# [Given request]
Show all lines that include the string "this"; copy each one.

[Dataset entries]
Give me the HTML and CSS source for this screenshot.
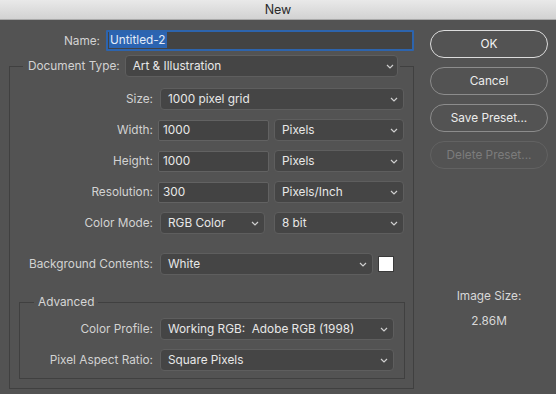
FILE: index.html
```html
<!DOCTYPE html>
<html lang="en">
  <head>
    <meta charset="UTF-8" />
    <meta name="viewport" content="width=device-width, initial-scale=1.0" />
    <title>New</title>
    <link rel="stylesheet" href="styles.css">
  </head>
  <body>
    <div class="titlebar">New</div>
    <div class="dialog">
      <div class="main">
        <div class="name-row">
          <label class="label name-label">Name:</label>
          <div class="field name-field"><span class="selected">Untitled-2</span></div>
        </div>

        <fieldset class="group doc-group">
          <legend class="doc-legend">
            <span class="label">Document Type:</span>
            <div class="select doc-select"><span>Art &amp; Illustration</span><svg class="chev" width="8" height="5" viewBox="0 0 8 5"><path d="M1 1L4 4L7 1" /></svg></div>
          </legend>

          <div class="row first">
            <span class="label">Size:</span>
            <div class="select inset size-select"><span>1000 pixel grid</span><svg class="chev" width="8" height="5" viewBox="0 0 8 5"><path d="M1 1L4 4L7 1" /></svg></div>
          </div>
          <div class="row">
            <span class="label">Width:</span>
            <div class="field num-field">1000</div>
            <div class="select unit-select"><span>Pixels</span><svg class="chev" width="8" height="5" viewBox="0 0 8 5"><path d="M1 1L4 4L7 1" /></svg></div>
          </div>
          <div class="row">
            <span class="label">Height:</span>
            <div class="field num-field">1000</div>
            <div class="select unit-select"><span>Pixels</span><svg class="chev" width="8" height="5" viewBox="0 0 8 5"><path d="M1 1L4 4L7 1" /></svg></div>
          </div>
          <div class="row">
            <span class="label">Resolution:</span>
            <div class="field num-field">300</div>
            <div class="select unit-select"><span>Pixels/Inch</span><svg class="chev" width="8" height="5" viewBox="0 0 8 5"><path d="M1 1L4 4L7 1" /></svg></div>
          </div>
          <div class="row">
            <span class="label">Color Mode:</span>
            <div class="select inset mode-select"><span>RGB Color</span><svg class="chev" width="8" height="5" viewBox="0 0 8 5"><path d="M1 1L4 4L7 1" /></svg></div>
            <div class="select unit-select"><span>8 bit</span><svg class="chev" width="8" height="5" viewBox="0 0 8 5"><path d="M1 1L4 4L7 1" /></svg></div>
          </div>
          <div class="row bg-row">
            <span class="label">Background Contents:</span>
            <div class="select inset bg-select"><span>White</span><svg class="chev" width="8" height="5" viewBox="0 0 8 5"><path d="M1 1L4 4L7 1" /></svg></div>
            <div class="swatch"></div>
          </div>

          <fieldset class="group adv-group">
            <legend class="adv-legend">Advanced</legend>
            <div class="row first">
              <span class="label adv-label">Color Profile:</span>
              <div class="select inset profile-select"><span>Working RGB:&nbsp; Adobe RGB (1998)</span><svg class="chev" width="8" height="5" viewBox="0 0 8 5"><path d="M1 1L4 4L7 1" /></svg></div>
            </div>
            <div class="row">
              <span class="label adv-label">Pixel Aspect Ratio:</span>
              <div class="select inset profile-select"><span>Square Pixels</span><svg class="chev" width="8" height="5" viewBox="0 0 8 5"><path d="M1 1L4 4L7 1" /></svg></div>
            </div>
          </fieldset>
        </fieldset>
      </div>

      <div class="side">
        <button class="btn primary">OK</button>
        <button class="btn">Cancel</button>
        <button class="btn">Save Preset...</button>
        <button class="btn" disabled>Delete Preset...</button>
        <div class="info">
          <div>Image Size:</div>
          <div class="info-value">2.86M</div>
        </div>
      </div>
    </div>
  </body>
</html>
```

FILE: styles.css
```css
* {
  box-sizing: border-box;
}
body {
  margin: 0;
  height: 394px;
  overflow: hidden;
  background: #535353;
  font-family: Inter, "Liberation Sans", Arial, sans-serif;
  font-size: 11.8px;
  color: #e6e6e6;
}
.titlebar {
  height: 20px;
  line-height: 20px;
  text-align: center;
  font-size: 12.5px;
  color: #2a2a2a;
  background: linear-gradient(#e9e9e9, #d2d2d2);
  border-bottom: 1px solid #a9a9a9;
}
.dialog {
  display: flex;
  padding-top: 10px;
}
.main {
  width: 414px;
}
.label {
  color: #d2d2d2;
  white-space: nowrap;
}

/* name */
.name-row {
  display: flex;
  align-items: center;
  gap: 6px;
  height: 21px;
}
.name-label {
  width: 100px;
  text-align: right;
}
.field {
  height: 21px;
  line-height: 19px;
  padding-left: 4px;
  background: #434343;
  border: 1px solid #626262;
  border-radius: 2px;
  color: #e8e8e8;
}
.name-field {
  width: 308px;
  border: 2px solid #2d64ad;
  border-radius: 1px;
  padding-left: 1px;
  line-height: 17px;
}
.selected {
  display: inline-block;
  background: #2c64b1;
  color: #e4ecf8;
  padding: 0 1px;
  line-height: 16px;
}

/* groups */
.group {
  margin: 0;
  padding: 0;
  border: 1px solid #404040;
  min-width: 0;
}
.doc-group {
  width: 405px;
  margin: 4px 0 0 9px;
  padding: 11px 0 9px 0;
}
.doc-legend {
  display: flex;
  align-items: center;
  gap: 5px;
  margin-left: 13px;
  padding: 0 2px 0 5px;
}
.adv-group {
  width: 386px;
  margin: 19px 0 0 9px;
  padding: 8px 0 7px 0;
}
.adv-legend {
  margin-left: 14px;
  padding: 0 4px;
  line-height: 16px;
  color: #d6d6d6;
}

/* rows */
.row {
  display: flex;
  align-items: center;
  gap: 5px;
  height: 22px;
  margin-top: 9px;
}
.row.first {
  margin-top: 0;
}
.row.bg-row {
  margin-top: 19px;
}
.row .label {
  width: 143px;
  text-align: right;
}
.row .adv-label {
  width: 133px;
}

/* selects */
.select {
  display: flex;
  align-items: center;
  justify-content: space-between;
  height: 22px;
  padding: 0 5px 0 7px;
  background: #454545;
  border: 1px solid #5e5e5e;
  border-radius: 4px;
  color: #e8e8e8;
  white-space: nowrap;
}
.chev path {
  fill: none;
  stroke: #cfcfcf;
  stroke-width: 1.2;
}
.inset {
  margin-left: 2px;
}
.doc-select {
  width: 273px;
  padding-right: 3px;
}
.size-select {
  width: 244px;
}
.num-field {
  width: 111px;
}
.unit-select {
  width: 130px;
}
.mode-select {
  width: 105px;
  margin-right: 4px;
}
.bg-select {
  width: 213px;
}
.swatch {
  width: 16px;
  height: 16px;
  background: #fff;
  border: 1px solid #3a3a3a;
}
.profile-select {
  width: 234px;
}

/* side */
.side {
  display: flex;
  flex-direction: column;
  align-items: center;
  gap: 9px;
  margin-left: 16px;
  width: 118px;
}
.btn {
  width: 118px;
  height: 28px;
  border: 1px solid #8c8c8c;
  border-radius: 14px;
  background: transparent;
  font-family: inherit;
  font-size: 11.8px;
  color: #ececec;
}
.btn.primary {
  border: 1.5px solid #dcdcdc;
  color: #f4f4f4;
}
.btn:disabled {
  border-color: #626262;
  color: #7c7c7c;
}
.info {
  margin-top: 110px;
  text-align: center;
  line-height: 16px;
  color: #d8d8d8;
}
.info-value {
  margin-top: 9px;
}
```
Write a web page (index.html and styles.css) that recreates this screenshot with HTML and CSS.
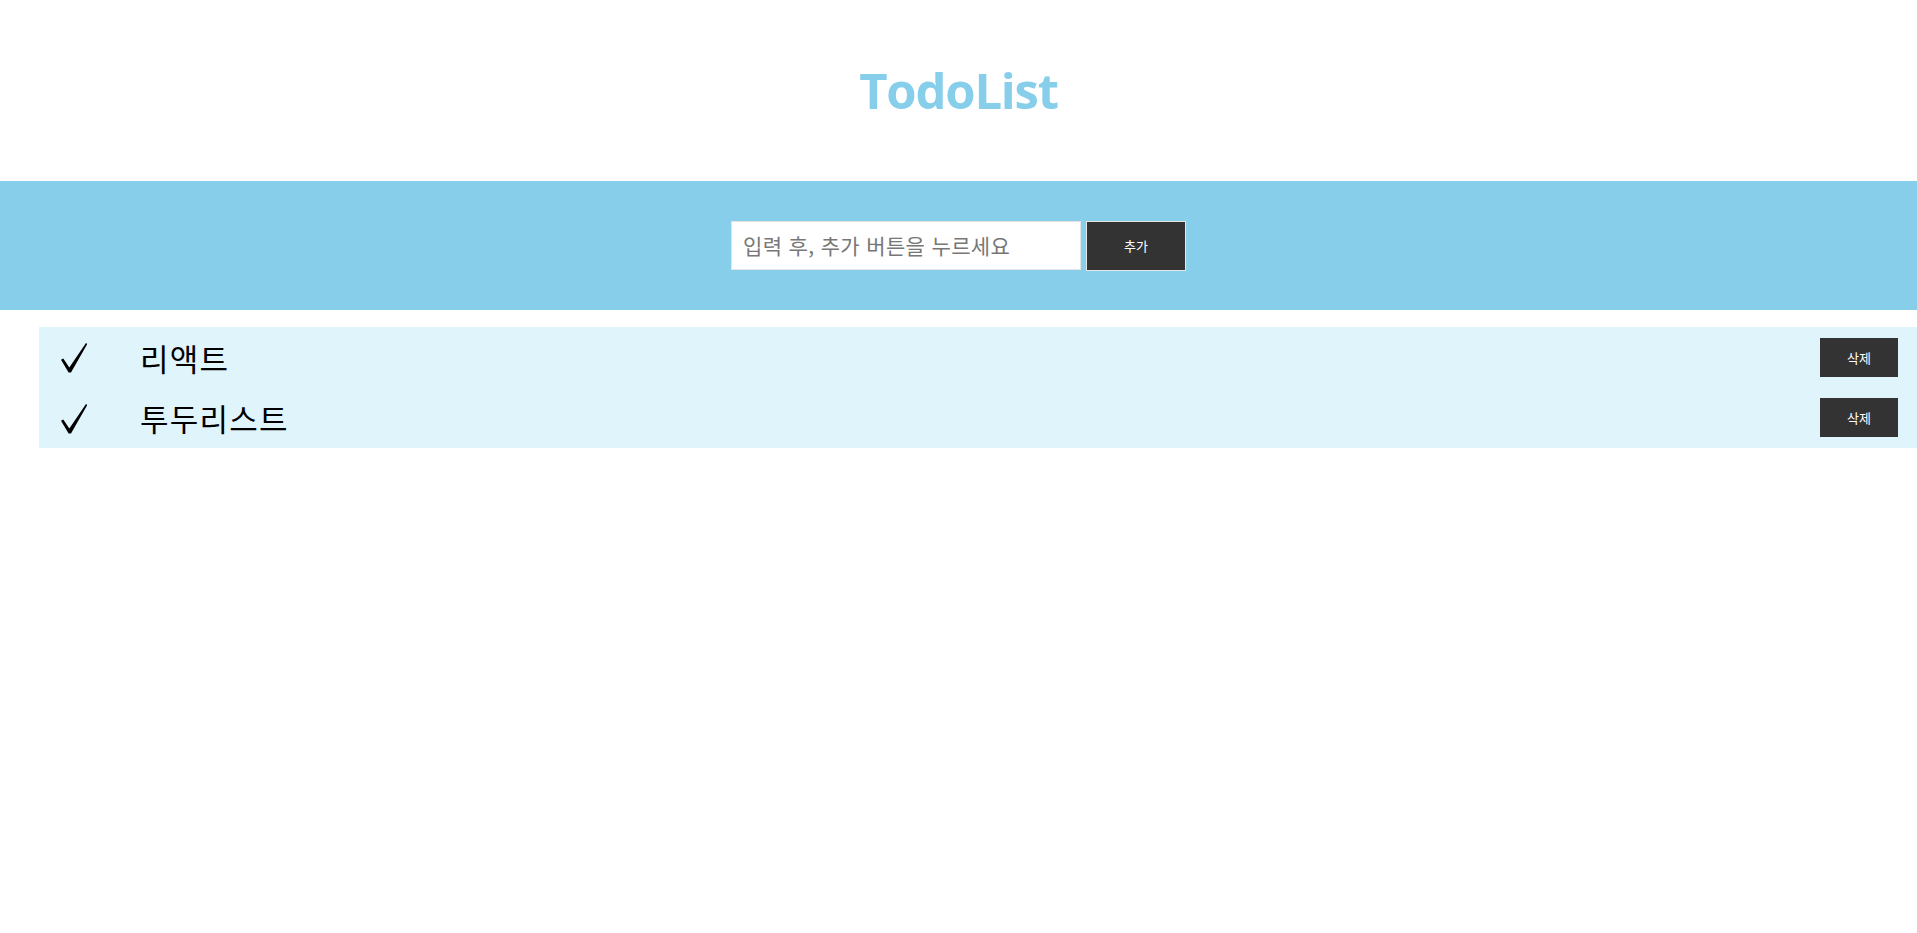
FILE: index.html
```html
<!DOCTYPE html>
<html lang="ko">
<head>
<meta charset="utf-8">
<title>TodoList</title>
<link rel="stylesheet" href="styles.css">
</head>
<body>
<header class="header">
  <h1 class="title">TodoList</h1>
</header>
<section class="form-band">
  <form class="todo-form">
    <input class="todo-input" type="text" placeholder="입력 후, 추가 버튼을 누르세요">
    <button class="add-btn" type="button">추가</button>
  </form>
</section>
<ul class="todo-list">
  <li class="todo-item">
    <svg class="check" viewBox="0 0 26 30" width="26" height="30"><path d="M0 16.8 L2.3 15.5 L8.3 24.4 L25 0 L26.3 0.9 L10 29.6 L7.6 29.6 Z" fill="#000"/></svg>
    <span class="todo-text">리액트</span>
    <button class="del-btn" type="button">삭제</button>
  </li>
  <li class="todo-item">
    <svg class="check" viewBox="0 0 26 30" width="26" height="30"><path d="M0 16.8 L2.3 15.5 L8.3 24.4 L25 0 L26.3 0.9 L10 29.6 L7.6 29.6 Z" fill="#000"/></svg>
    <span class="todo-text">투두리스트</span>
    <button class="del-btn" type="button">삭제</button>
  </li>
</ul>
</body>
</html>
```
FILE: styles.css
```css
* { box-sizing: border-box; }
html, body { margin: 0; padding: 0; background: #fff; }
body { font-family: "Noto Sans CJK KR", "Noto Sans", sans-serif; }

.header {
  height: 181px;
  display: flex;
  align-items: center;
  justify-content: center;
}
.title {
  margin: 0;
  font-family: "Open Sans", "Noto Sans", sans-serif;
  font-weight: 700;
  font-size: 49px;
  letter-spacing: -1.2px;
  color: #87ceeb;
  line-height: 1;
}

.form-band {
  background: #87ceeb;
  height: 129px;
  display: flex;
  align-items: center;
  justify-content: center;
}
.todo-form {
  display: flex;
  gap: 5px;
  margin: 0;
}
.todo-input {
  width: 350px;
  height: 49px;
  border: 1px solid #e4e4e4;
  background: #fff;
  padding: 0 11px;
  font-family: "Noto Sans CJK KR", sans-serif;
  font-size: 21px;
  letter-spacing: 0.35px;
  color: #333;
  outline: none;
}
.todo-input::placeholder { color: #777; }
.add-btn {
  width: 100px;
  height: 50px;
  background: #333;
  border: 1px solid #e6e6e6;
  color: #fff;
  font-family: "Noto Sans CJK KR", sans-serif;
  font-size: 13px;
  padding: 0;
}

.todo-list {
  list-style: none;
  margin: 17px 0 0 39px;
  padding: 0;
  background: #e0f4fc;
}
.todo-item {
  height: 60.5px;
  display: flex;
  align-items: center;
  padding-left: 22px;
}
.check { display: block; flex: none; margin-top: 2px; }
.todo-text {
  margin-left: 53px;
  font-size: 31px;
  letter-spacing: 1.2px;
  color: #000;
  line-height: 1;
}
.del-btn {
  margin-left: auto;
  margin-right: 19px;
  width: 78px;
  height: 39px;
  background: #333;
  border: none;
  color: #fff;
  font-family: "Noto Sans CJK KR", sans-serif;
  font-size: 13px;
  padding: 0;
}
```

# [Output]
Give me the HTML and CSS source for this screenshot.
Write a web page (index.html and styles.css) that recreates this screenshot with HTML and CSS.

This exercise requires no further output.